__Task brief__
Make an exact copy of the data below, leaving out every picture.

__Given information__

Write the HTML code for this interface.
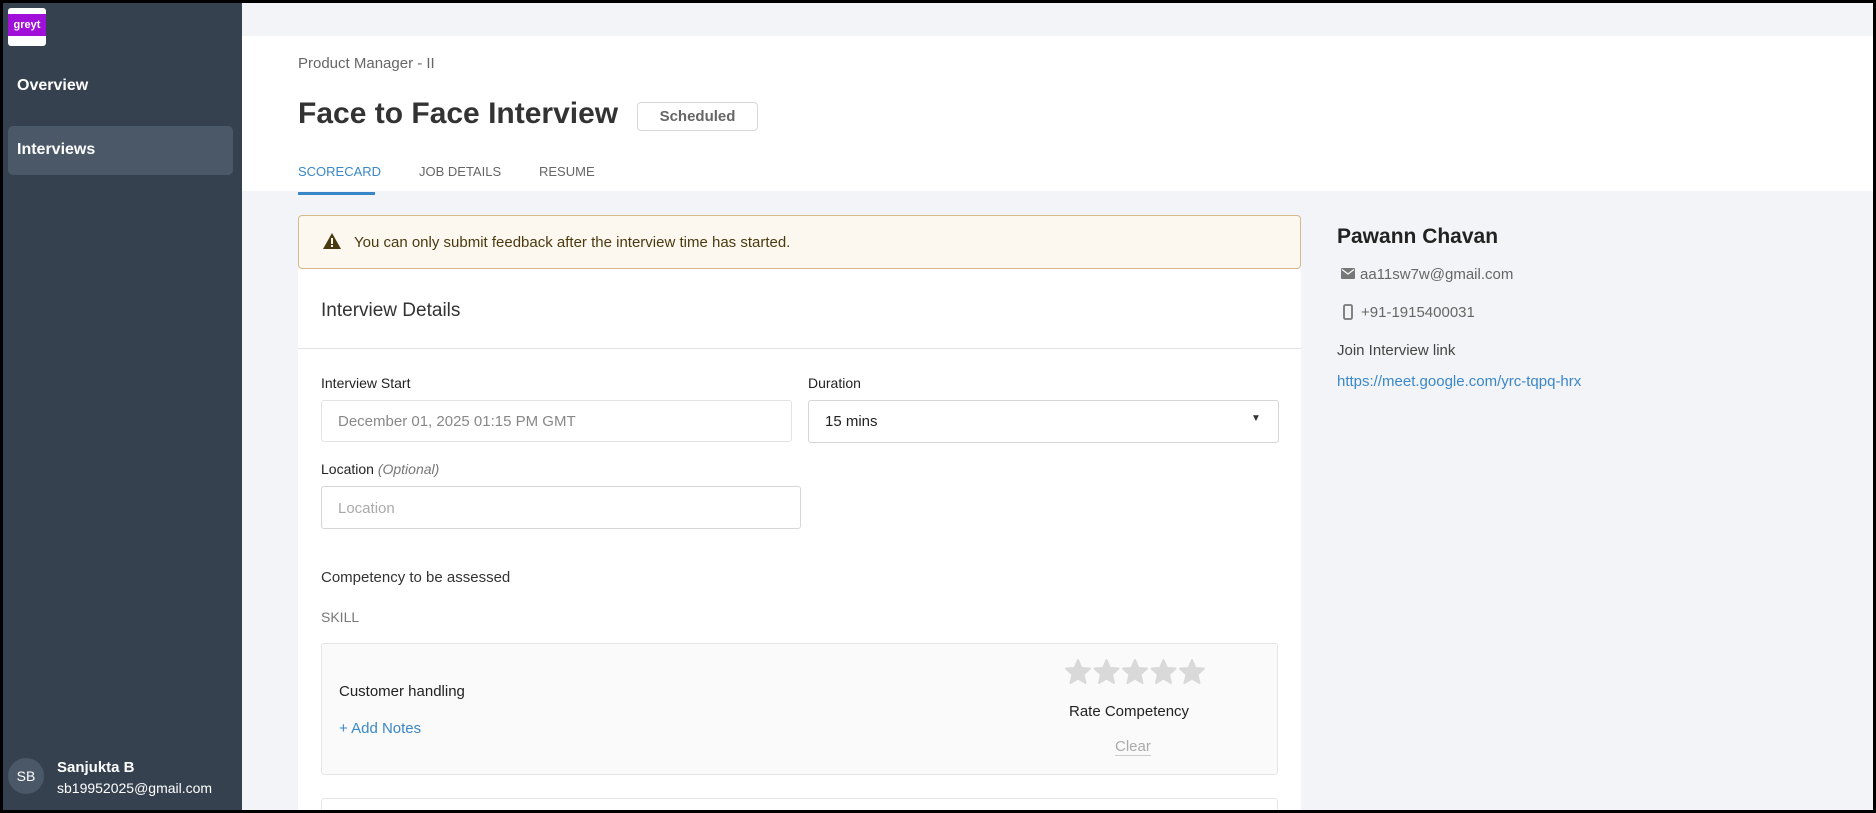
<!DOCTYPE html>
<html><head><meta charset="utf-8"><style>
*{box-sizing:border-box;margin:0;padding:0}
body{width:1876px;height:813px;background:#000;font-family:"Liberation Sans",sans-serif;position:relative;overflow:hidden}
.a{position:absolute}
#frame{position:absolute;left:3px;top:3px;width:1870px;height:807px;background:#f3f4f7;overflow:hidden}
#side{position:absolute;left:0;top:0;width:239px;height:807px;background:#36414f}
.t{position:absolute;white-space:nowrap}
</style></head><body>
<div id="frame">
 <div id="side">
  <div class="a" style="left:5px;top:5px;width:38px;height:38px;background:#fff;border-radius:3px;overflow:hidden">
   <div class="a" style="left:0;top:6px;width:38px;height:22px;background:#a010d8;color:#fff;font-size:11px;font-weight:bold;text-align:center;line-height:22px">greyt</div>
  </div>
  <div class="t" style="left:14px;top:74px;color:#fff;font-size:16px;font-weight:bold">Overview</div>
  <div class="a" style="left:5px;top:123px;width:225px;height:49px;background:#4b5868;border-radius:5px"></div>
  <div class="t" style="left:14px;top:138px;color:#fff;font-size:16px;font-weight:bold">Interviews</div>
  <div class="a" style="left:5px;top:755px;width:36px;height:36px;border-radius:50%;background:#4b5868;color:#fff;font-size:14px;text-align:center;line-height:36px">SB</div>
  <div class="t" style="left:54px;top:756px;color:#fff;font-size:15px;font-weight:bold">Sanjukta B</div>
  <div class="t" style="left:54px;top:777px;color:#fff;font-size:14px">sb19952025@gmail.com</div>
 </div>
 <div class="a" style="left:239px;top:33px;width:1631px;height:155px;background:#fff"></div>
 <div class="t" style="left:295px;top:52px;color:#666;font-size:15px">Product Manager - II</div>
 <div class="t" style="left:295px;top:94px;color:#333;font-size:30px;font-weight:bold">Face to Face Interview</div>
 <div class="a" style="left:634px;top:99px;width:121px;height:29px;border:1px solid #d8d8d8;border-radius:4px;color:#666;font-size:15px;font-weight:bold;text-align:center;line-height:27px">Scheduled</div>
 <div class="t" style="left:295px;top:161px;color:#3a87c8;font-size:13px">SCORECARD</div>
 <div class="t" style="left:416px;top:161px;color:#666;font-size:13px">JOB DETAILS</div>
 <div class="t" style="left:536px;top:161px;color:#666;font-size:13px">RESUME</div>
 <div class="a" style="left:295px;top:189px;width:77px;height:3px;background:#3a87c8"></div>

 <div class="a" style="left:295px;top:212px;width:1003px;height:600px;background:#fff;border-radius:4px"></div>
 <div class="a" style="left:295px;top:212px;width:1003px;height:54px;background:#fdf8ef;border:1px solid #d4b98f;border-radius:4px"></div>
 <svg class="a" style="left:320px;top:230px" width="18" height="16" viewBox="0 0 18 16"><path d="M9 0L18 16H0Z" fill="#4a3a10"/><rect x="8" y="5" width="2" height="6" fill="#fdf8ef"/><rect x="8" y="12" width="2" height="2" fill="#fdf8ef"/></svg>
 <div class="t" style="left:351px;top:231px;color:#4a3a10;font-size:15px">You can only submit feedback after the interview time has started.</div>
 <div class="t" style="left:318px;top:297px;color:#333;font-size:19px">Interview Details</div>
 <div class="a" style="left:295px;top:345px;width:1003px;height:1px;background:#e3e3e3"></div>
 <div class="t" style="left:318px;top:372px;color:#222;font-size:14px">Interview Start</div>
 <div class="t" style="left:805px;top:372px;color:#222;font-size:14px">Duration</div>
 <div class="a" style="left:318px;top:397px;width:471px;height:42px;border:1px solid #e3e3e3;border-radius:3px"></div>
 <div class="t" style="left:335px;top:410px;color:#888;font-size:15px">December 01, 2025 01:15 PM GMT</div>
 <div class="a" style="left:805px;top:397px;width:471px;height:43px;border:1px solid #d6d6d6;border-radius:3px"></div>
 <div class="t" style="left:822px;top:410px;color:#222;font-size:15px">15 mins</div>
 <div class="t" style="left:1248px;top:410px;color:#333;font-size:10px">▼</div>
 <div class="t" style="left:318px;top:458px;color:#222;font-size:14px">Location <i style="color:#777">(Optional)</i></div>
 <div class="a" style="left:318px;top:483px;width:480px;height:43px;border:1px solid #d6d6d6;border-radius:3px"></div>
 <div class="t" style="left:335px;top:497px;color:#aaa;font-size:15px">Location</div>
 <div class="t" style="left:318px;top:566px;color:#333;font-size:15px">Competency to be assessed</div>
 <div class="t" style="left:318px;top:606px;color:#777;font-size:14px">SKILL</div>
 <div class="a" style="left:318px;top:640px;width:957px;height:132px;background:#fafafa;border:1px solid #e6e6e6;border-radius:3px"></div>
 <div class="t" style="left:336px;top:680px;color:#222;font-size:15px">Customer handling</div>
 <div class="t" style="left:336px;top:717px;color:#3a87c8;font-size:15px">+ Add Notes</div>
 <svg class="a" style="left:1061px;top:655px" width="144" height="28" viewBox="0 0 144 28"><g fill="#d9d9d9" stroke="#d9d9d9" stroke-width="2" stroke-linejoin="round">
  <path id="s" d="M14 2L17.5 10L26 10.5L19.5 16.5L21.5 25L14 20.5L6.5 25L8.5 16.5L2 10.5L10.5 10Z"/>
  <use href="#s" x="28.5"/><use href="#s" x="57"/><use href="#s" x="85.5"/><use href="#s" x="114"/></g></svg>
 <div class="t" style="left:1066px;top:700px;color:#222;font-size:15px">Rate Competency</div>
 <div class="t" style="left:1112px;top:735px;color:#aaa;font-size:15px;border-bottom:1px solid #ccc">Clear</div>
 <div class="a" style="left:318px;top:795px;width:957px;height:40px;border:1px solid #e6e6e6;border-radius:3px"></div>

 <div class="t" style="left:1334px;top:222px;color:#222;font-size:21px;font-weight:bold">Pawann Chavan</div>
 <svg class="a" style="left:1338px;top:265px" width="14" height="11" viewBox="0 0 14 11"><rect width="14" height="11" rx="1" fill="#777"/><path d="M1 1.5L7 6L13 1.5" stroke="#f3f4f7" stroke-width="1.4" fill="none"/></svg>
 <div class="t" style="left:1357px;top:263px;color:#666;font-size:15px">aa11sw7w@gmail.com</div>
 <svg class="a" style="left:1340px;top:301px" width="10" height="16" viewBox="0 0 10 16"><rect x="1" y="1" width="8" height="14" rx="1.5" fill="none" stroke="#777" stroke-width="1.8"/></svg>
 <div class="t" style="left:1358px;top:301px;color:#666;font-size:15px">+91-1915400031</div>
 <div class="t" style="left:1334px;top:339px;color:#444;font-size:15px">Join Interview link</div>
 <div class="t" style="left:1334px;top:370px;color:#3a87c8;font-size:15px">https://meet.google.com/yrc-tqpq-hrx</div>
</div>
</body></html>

__Reply__
Write the HTML code for this interface.
<!DOCTYPE html>
<html><head><meta charset="utf-8"><style>
*{box-sizing:border-box;margin:0;padding:0}
body{width:1876px;height:813px;background:#000;font-family:"Liberation Sans",sans-serif;position:relative;overflow:hidden}
.a{position:absolute}
#frame{position:absolute;left:3px;top:3px;width:1870px;height:807px;background:#f3f4f7;overflow:hidden}
#side{position:absolute;left:0;top:0;width:239px;height:807px;background:#36414f}
.t{position:absolute;white-space:nowrap}
</style></head><body>
<div id="frame">
 <div id="side">
  <div class="a" style="left:5px;top:5px;width:38px;height:38px;background:#fff;border-radius:3px;overflow:hidden">
   <div class="a" style="left:0;top:6px;width:38px;height:22px;background:#a010d8;color:#fff;font-size:11px;font-weight:bold;text-align:center;line-height:22px">greyt</div>
  </div>
  <div class="t" style="left:14px;top:74px;color:#fff;font-size:16px;font-weight:bold">Overview</div>
  <div class="a" style="left:5px;top:123px;width:225px;height:49px;background:#4b5868;border-radius:5px"></div>
  <div class="t" style="left:14px;top:138px;color:#fff;font-size:16px;font-weight:bold">Interviews</div>
  <div class="a" style="left:5px;top:755px;width:36px;height:36px;border-radius:50%;background:#4b5868;color:#fff;font-size:14px;text-align:center;line-height:36px">SB</div>
  <div class="t" style="left:54px;top:756px;color:#fff;font-size:15px;font-weight:bold">Sanjukta B</div>
  <div class="t" style="left:54px;top:777px;color:#fff;font-size:14px">sb19952025@gmail.com</div>
 </div>
 <div class="a" style="left:239px;top:33px;width:1631px;height:155px;background:#fff"></div>
 <div class="t" style="left:295px;top:52px;color:#666;font-size:15px">Product Manager - II</div>
 <div class="t" style="left:295px;top:94px;color:#333;font-size:30px;font-weight:bold">Face to Face Interview</div>
 <div class="a" style="left:634px;top:99px;width:121px;height:29px;border:1px solid #d8d8d8;border-radius:4px;color:#666;font-size:15px;font-weight:bold;text-align:center;line-height:27px">Scheduled</div>
 <div class="t" style="left:295px;top:161px;color:#3a87c8;font-size:13px">SCORECARD</div>
 <div class="t" style="left:416px;top:161px;color:#666;font-size:13px">JOB DETAILS</div>
 <div class="t" style="left:536px;top:161px;color:#666;font-size:13px">RESUME</div>
 <div class="a" style="left:295px;top:189px;width:77px;height:3px;background:#3a87c8"></div>

 <div class="a" style="left:295px;top:212px;width:1003px;height:600px;background:#fff;border-radius:4px"></div>
 <div class="a" style="left:295px;top:212px;width:1003px;height:54px;background:#fdf8ef;border:1px solid #d4b98f;border-radius:4px"></div>
 <svg class="a" style="left:320px;top:230px" width="18" height="16" viewBox="0 0 18 16"><path d="M9 0L18 16H0Z" fill="#4a3a10"/><rect x="8" y="5" width="2" height="6" fill="#fdf8ef"/><rect x="8" y="12" width="2" height="2" fill="#fdf8ef"/></svg>
 <div class="t" style="left:351px;top:231px;color:#4a3a10;font-size:15px">You can only submit feedback after the interview time has started.</div>
 <div class="t" style="left:318px;top:297px;color:#333;font-size:19px">Interview Details</div>
 <div class="a" style="left:295px;top:345px;width:1003px;height:1px;background:#e3e3e3"></div>
 <div class="t" style="left:318px;top:372px;color:#222;font-size:14px">Interview Start</div>
 <div class="t" style="left:805px;top:372px;color:#222;font-size:14px">Duration</div>
 <div class="a" style="left:318px;top:397px;width:471px;height:42px;border:1px solid #e3e3e3;border-radius:3px"></div>
 <div class="t" style="left:335px;top:410px;color:#888;font-size:15px">December 01, 2025 01:15 PM GMT</div>
 <div class="a" style="left:805px;top:397px;width:471px;height:43px;border:1px solid #d6d6d6;border-radius:3px"></div>
 <div class="t" style="left:822px;top:410px;color:#222;font-size:15px">15 mins</div>
 <div class="t" style="left:1248px;top:410px;color:#333;font-size:10px">▼</div>
 <div class="t" style="left:318px;top:458px;color:#222;font-size:14px">Location <i style="color:#777">(Optional)</i></div>
 <div class="a" style="left:318px;top:483px;width:480px;height:43px;border:1px solid #d6d6d6;border-radius:3px"></div>
 <div class="t" style="left:335px;top:497px;color:#aaa;font-size:15px">Location</div>
 <div class="t" style="left:318px;top:566px;color:#333;font-size:15px">Competency to be assessed</div>
 <div class="t" style="left:318px;top:606px;color:#777;font-size:14px">SKILL</div>
 <div class="a" style="left:318px;top:640px;width:957px;height:132px;background:#fafafa;border:1px solid #e6e6e6;border-radius:3px"></div>
 <div class="t" style="left:336px;top:680px;color:#222;font-size:15px">Customer handling</div>
 <div class="t" style="left:336px;top:717px;color:#3a87c8;font-size:15px">+ Add Notes</div>
 <svg class="a" style="left:1061px;top:655px" width="144" height="28" viewBox="0 0 144 28"><g fill="#d9d9d9" stroke="#d9d9d9" stroke-width="2" stroke-linejoin="round">
  <path id="s" d="M14 2L17.5 10L26 10.5L19.5 16.5L21.5 25L14 20.5L6.5 25L8.5 16.5L2 10.5L10.5 10Z"/>
  <use href="#s" x="28.5"/><use href="#s" x="57"/><use href="#s" x="85.5"/><use href="#s" x="114"/></g></svg>
 <div class="t" style="left:1066px;top:700px;color:#222;font-size:15px">Rate Competency</div>
 <div class="t" style="left:1112px;top:735px;color:#aaa;font-size:15px;border-bottom:1px solid #ccc">Clear</div>
 <div class="a" style="left:318px;top:795px;width:957px;height:40px;border:1px solid #e6e6e6;border-radius:3px"></div>

 <div class="t" style="left:1334px;top:222px;color:#222;font-size:21px;font-weight:bold">Pawann Chavan</div>
 <svg class="a" style="left:1338px;top:265px" width="14" height="11" viewBox="0 0 14 11"><rect width="14" height="11" rx="1" fill="#777"/><path d="M1 1.5L7 6L13 1.5" stroke="#f3f4f7" stroke-width="1.4" fill="none"/></svg>
 <div class="t" style="left:1357px;top:263px;color:#666;font-size:15px">aa11sw7w@gmail.com</div>
 <svg class="a" style="left:1340px;top:301px" width="10" height="16" viewBox="0 0 10 16"><rect x="1" y="1" width="8" height="14" rx="1.5" fill="none" stroke="#777" stroke-width="1.8"/></svg>
 <div class="t" style="left:1358px;top:301px;color:#666;font-size:15px">+91-1915400031</div>
 <div class="t" style="left:1334px;top:339px;color:#444;font-size:15px">Join Interview link</div>
 <div class="t" style="left:1334px;top:370px;color:#3a87c8;font-size:15px">https://meet.google.com/yrc-tqpq-hrx</div>
</div>
</body></html>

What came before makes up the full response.